> [Job]: Find the word "styles" in the listing; pull out each line holding it.

───── Given records

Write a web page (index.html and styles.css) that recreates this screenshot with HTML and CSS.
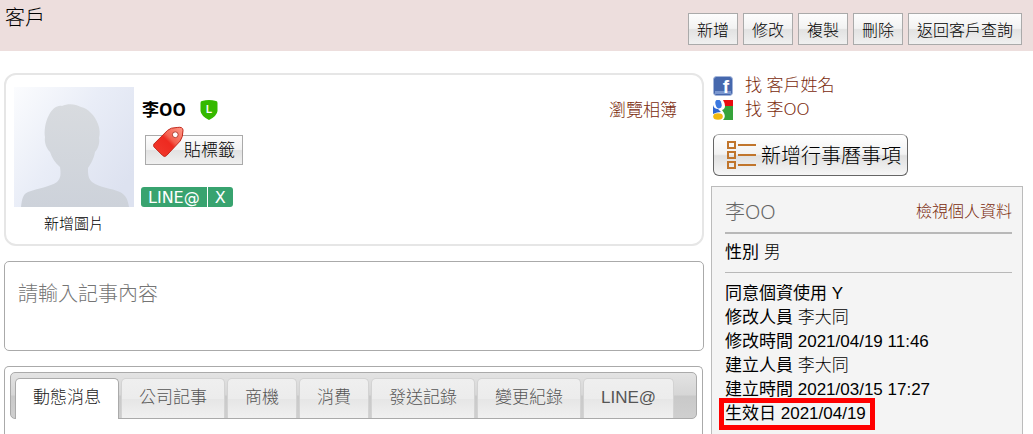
FILE: index.html
```html
<!DOCTYPE html>
<html lang="zh-Hant">

<head>
    <meta charset="UTF-8">
    <meta name="viewport" content="width=device-width, initial-scale=1.0">
    <title>客戶</title>
    <link rel="stylesheet" href="styles.css">
</head>

<body>
    <header class="page-header">
        <h1>客戶</h1>
        <div class="actions">
            <button type="button" class="btn">新增</button>
            <button type="button" class="btn">修改</button>
            <button type="button" class="btn">複製</button>
            <button type="button" class="btn">刪除</button>
            <button type="button" class="btn">返回客戶查詢</button>
        </div>
    </header>

    <div class="layout">
        <main class="main">
            <section class="profile">
                <div class="photo">
                    <svg class="avatar" viewBox="0 0 120 120">
                        <defs>
                            <linearGradient id="avatar-bg" x1="0" y1="0" x2="1" y2="0.7">
                                <stop offset="0" stop-color="#fbfcfe" />
                                <stop offset="0.5" stop-color="#e9edf7" />
                                <stop offset="1" stop-color="#dde2f0" />
                            </linearGradient>
                            <linearGradient id="avatar-body" x1="0" y1="0" x2="0" y2="1">
                                <stop offset="0" stop-color="#d8dbdf" />
                                <stop offset="1" stop-color="#cdd2da" />
                            </linearGradient>
                        </defs>
                        <rect width="120" height="120" fill="url(#avatar-bg)" />
                        <path fill="url(#avatar-body)" d="M7 120 C8 112 9 107 14 105 C24 101 36 100 43 95 C47 91 47 87 46 80 C41 76 38 71 36 65 C33 62 30 56 31 50 C30 45 31 35 35 28 C38 22 43 18 48 19 C54 16 62 17 67 20 C74 21 81 29 84 37 C86 42 86 47 85 51 C86 56 84 62 81 65 C80 72 76 78 74 81 C74 87 74 91 78 95 C86 101 97 101 106 105 C112 108 114 113 115 120 Z" />
                    </svg>
                    <a href="#" class="photo-link">新增圖片</a>
                </div>
                <div class="info">
                    <div class="name-row">
                        <strong class="name">李OO</strong>
                        <svg class="shield" viewBox="0 0 18 20">
                            <path fill="#35b900" d="M2 1 Q9 -1 16 1 Q17.500 1 17.500 3 L17.500 11 Q17 16 9 20 Q1 16 .500 11 L.500 3 Q.500 1 2 1 Z" />
                            <text x="9" y="13" text-anchor="middle">L</text>
                        </svg>
                    </div>
                    <button type="button" class="btn tag-btn">
                        <svg class="tag-icon" viewBox="0 0 32 32">
                            <defs>
                                <linearGradient id="tag-red" x1="1" y1="0" x2="0" y2="1">
                                    <stop offset="0" stop-color="#ff9a8a" />
                                    <stop offset="0.4" stop-color="#f4604f" />
                                    <stop offset="0.5" stop-color="#ee2a20" />
                                    <stop offset="1" stop-color="#f23a2e" />
                                </linearGradient>
                            </defs>
                            <path fill="url(#tag-red)" stroke="#c02418" stroke-linejoin="round" d="M1 18 L15 4 Q18 1 25 1 Q31 0 31 4 Q31 11 28 15 L14 30 Q12 32 10 30 L1 21 Q0 20 1 18 Z" />
                            <circle cx="23" cy="8.500" r="3" fill="#fff" stroke="#b23a2c" />
                        </svg>
                        <span>貼標籤</span>
                    </button>
                    <div class="chip">
                        <span>LINE@</span>
                        <button type="button" class="chip-remove">X</button>
                    </div>
                </div>
                <a href="#" class="album">瀏覽相簿</a>
            </section>

            <textarea class="note" aria-label="記事內容" placeholder="請輸入記事內容"></textarea>

            <section class="tab-panel">
                <nav class="tabs">
                    <a href="#" class="tab active">動態消息</a>
                    <a href="#" class="tab">公司記事</a>
                    <a href="#" class="tab">商機</a>
                    <a href="#" class="tab">消費</a>
                    <a href="#" class="tab">發送記錄</a>
                    <a href="#" class="tab">變更紀錄</a>
                    <a href="#" class="tab">LINE@</a>
                </nav>
            </section>
        </main>

        <aside class="side">
            <ul class="search-links">
                <li>
                    <svg class="site-icon" viewBox="0 0 20 20">
                        <rect x=".500" y=".500" width="19" height="19" rx="3" fill="#4668ad" stroke="#a3b5da" />
                        <rect x="2" y="15" width="16" height="3" fill="#7b97cf" />
                        <text x="13" y="17" text-anchor="middle" class="fb-letter">f</text>
                    </svg>
                    <a href="#">找 客戶姓名</a>
                </li>
                <li>
                    <svg class="site-icon" viewBox="0 0 20 20">
                        <rect width="20" height="20" fill="#fff" />
                        <path fill="#2f66d0" d="M0 5 Q1 9 5 9 L8 12 Q4 12 0 14 Z" />
                        <path fill="#e80c10" d="M10 0 H20 V6 H12 Q12 3 10 0 Z" />
                        <path fill="#35a33a" d="M12 6 H20 V20 H10 Q13 17 11 13 L9 10 Q12 9 12 6 Z" />
                        <ellipse cx="5.500" cy="4" rx="3" ry="4.500" transform="rotate(-15 5.500 4)" fill="#3b78e0" />
                        <ellipse cx="5" cy="16.500" rx="4.800" ry="3.300" fill="#f2b90f" />
                    </svg>
                    <a href="#">找 李OO</a>
                </li>
            </ul>

            <button type="button" class="calendar-btn">
                <svg class="list-icon" viewBox="0 0 30 30">
                    <g fill="none" stroke="#c0752c" stroke-width="2">
                        <rect x="2" y="2" width="7" height="6" />
                        <rect x="2" y="12" width="7" height="6" />
                        <rect x="2" y="22" width="7" height="6" />
                        <path d="M12 5 H30 M12 15 H30 M12 25 H30" />
                    </g>
                </svg>
                <span>新增行事曆事項</span>
            </button>

            <section class="details">
                <div class="details-head">
                    <h2>李OO</h2>
                    <a href="#">檢視個人資料</a>
                </div>
                <p class="gender"><b>性別</b> 男</p>
                <ul class="records">
                    <li><b>同意個資使用</b> Y</li>
                    <li><b>修改人員</b> 李大同</li>
                    <li><b>修改時間</b> 2021/04/19 11:46</li>
                    <li><b>建立人員</b> 李大同</li>
                    <li><b>建立時間</b> 2021/03/15 17:27</li>
                    <li><span class="marked"><b>生效日</b> 2021/04/19</span></li>
                </ul>
            </section>
        </aside>
    </div>
</body>

</html>
```
FILE: styles.css
```css
* {
    box-sizing: border-box;
}

body {
    margin: 0;
    min-height: 100vh;
    display: flex;
    flex-direction: column;
    background: #fff;
    color: #000;
    font-family: "Liberation Sans", "Noto Sans CJK TC", sans-serif;
    font-size: 17px;
    font-weight: 300;
    line-height: 24px;
}

h1,
h2,
p,
ul {
    margin: 0;
    padding: 0;
    font-weight: 300;
}

ul {
    list-style: none;
}

svg {
    display: block;
    flex: none;
}

a {
    color: #7a2a0c;
    text-decoration: none;
}

button {
    font-family: inherit;
    font-weight: inherit;
    color: #000;
    cursor: pointer;
}

.page-header {
    display: flex;
    justify-content: space-between;
    padding: 6px 11px 6px 5px;
    background: #eddedd;
}

.page-header h1 {
    font-size: 20px;
    line-height: 24px;
}

.actions {
    display: flex;
    gap: 5px;
    padding-top: 7px;
}

.btn {
    height: 32px;
    padding: 0 8px 1px;
    border: 1px solid #aaa;
    background: linear-gradient(#fdfdfd 0%, #f2f2f2 48%, #e2e2e2 52%, #f0f0f0 100%);
    font-size: 16px;
    white-space: nowrap;
}

.layout {
    flex: 1;
    display: flex;
    gap: 7px;
    padding: 22px 10px 0 4px;
}

.main {
    flex: 1;
    min-width: 0;
    display: flex;
    flex-direction: column;
    gap: 15px;
}

.profile {
    display: flex;
    gap: 7px;
    height: 173px;
    padding: 12px 25px 0 8px;
    border: 2px solid #e6e6e6;
    border-radius: 12px;
}

.photo {
    width: 120px;
    text-align: center;
}

.avatar {
    width: 120px;
    height: 120px;
}

.photo-link {
    display: block;
    margin-top: 5px;
    color: #000;
    font-size: 15px;
}

.info {
    flex: 1;
    display: flex;
    flex-direction: column;
    align-items: flex-start;
}

.name-row {
    display: flex;
    align-items: center;
    gap: 14px;
    height: 44px;
    padding: 1px 0 0 1px;
}

.name,
.search-links a,
.details-head h2 {
    font-family: "Noto Sans", "Noto Sans CJK TC", sans-serif;
}

.name {
    font-weight: 700;
}

.shield {
    width: 18px;
    height: 20px;
}

.shield text {
    fill: #fff;
    font-size: 10px;
    font-weight: bold;
}

.tag-btn {
    display: flex;
    align-items: center;
    height: 30px;
    margin: 4px 0 22px 4px;
    padding: 0 7px 3px;
    font-size: 17px;
}

.tag-icon {
    width: 31px;
    height: 32px;
    margin-top: -14px;
}

.chip {
    display: flex;
    height: 20px;
    border-radius: 3px;
    overflow: hidden;
    color: #fff;
    font-family: "DejaVu Sans", sans-serif;
    font-size: 16px;
    font-weight: 400;
    line-height: 22px;
}

.chip span,
.chip-remove {
    padding: 0 7px;
    background: #38a36f;
}

.chip-remove {
    border: 0;
    border-left: 1px solid #fff;
    color: #fff;
    font-size: 16px;
    line-height: 22px;
}

.album {
    padding-top: 12px;
}

.note {
    display: block;
    width: 100%;
    height: 90px;
    padding: 20px 13px;
    border: 1px solid #aaa;
    border-radius: 5px;
    resize: none;
    font: inherit;
    font-size: 20px;
}

.note::placeholder {
    color: #757575;
}

.tab-panel {
    flex: 1;
    padding: 5px;
    margin-right: 1px;
    border: 1px solid #aaa;
    border-bottom: 0;
    border-radius: 5px 5px 0 0;
}

.tabs {
    display: flex;
    gap: 2px;
    height: 47px;
    padding: 5px 4px 0;
    border: 1px solid #aaa;
    border-radius: 5px;
    background: linear-gradient(#e3e3e3, #d6d6d6 48%, #c9c9c9 52%, #cfcfcf);
}

.tab {
    height: 40px;
    padding: 0 17px;
    border: 1px solid #d3d3d3;
    border-bottom: 0;
    border-radius: 5px 5px 0 0;
    background: linear-gradient(#efefef 0%, #ececec 50%, #e6e6e6 52%, #f0f0f0 100%);
    color: #555;
    line-height: 38px;
    white-space: nowrap;
}

.tab.active {
    height: 41px;
    border-color: #aaa;
    background: #fff;
    color: #212121;
}

.side {
    width: 312px;
    display: flex;
    flex-direction: column;
    align-items: flex-start;
}

.search-links {
    padding-left: 2px;
}

.search-links li {
    display: flex;
    align-items: center;
    gap: 12px;
    height: 24px;
}

.site-icon {
    width: 20px;
    height: 20px;
    margin-top: 2px;
}

.fb-letter {
    fill: #fff;
    font-size: 19px;
    font-weight: bold;
}

.calendar-btn {
    display: flex;
    align-items: center;
    gap: 5px;
    height: 42px;
    margin: 13px 0 10px 2px;
    padding: 0 6px 2px 12px;
    border: 1px solid #666;
    border-top-color: #aaa;
    border-radius: 6px;
    background: linear-gradient(#fff 0%, #f2f2f2 48%, #e0e0e0 52%, #f6f6f6 100%);
    font-size: 20px;
    white-space: nowrap;
}

.list-icon {
    width: 30px;
    height: 30px;
    margin-top: 2px;
}

.details {
    flex: 1;
    width: 100%;
    padding: 10px 10px 0 13px;
    border: 1px solid #bbb;
    border-bottom: 0;
    background: #f4f4f4;
}

.details-head {
    display: flex;
    justify-content: space-between;
    align-items: center;
    height: 37px;
    padding-bottom: 6px;
    border-bottom: 2px solid #b8b8b8;
}

.details-head h2 {
    color: #666;
    font-size: 20px;
}

.details-head a {
    font-size: 16px;
}

.details b {
    font-weight: 400;
}

.gender {
    padding: 7px 0;
    border-bottom: 1px solid #b8b8b8;
}

.records {
    padding-top: 9px;
}

/* effective date is called out with a red frame */
.marked {
    display: inline-block;
    margin: 0 -2px;
    padding: 0 5px 0 2px;
    outline: 5px solid #f00;
    outline-offset: -1px;
}
```
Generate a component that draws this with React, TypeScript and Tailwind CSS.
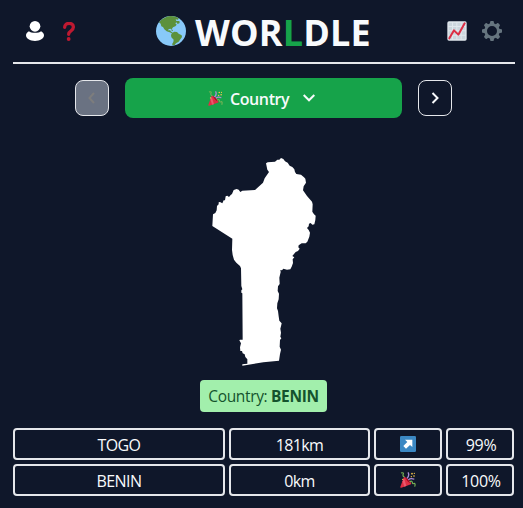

──────────

> [Written answer]:
Write a web page (index.html and styles.css) that recreates this screenshot with HTML and CSS.
    <link rel="stylesheet" href="styles.css">
FILE: styles.css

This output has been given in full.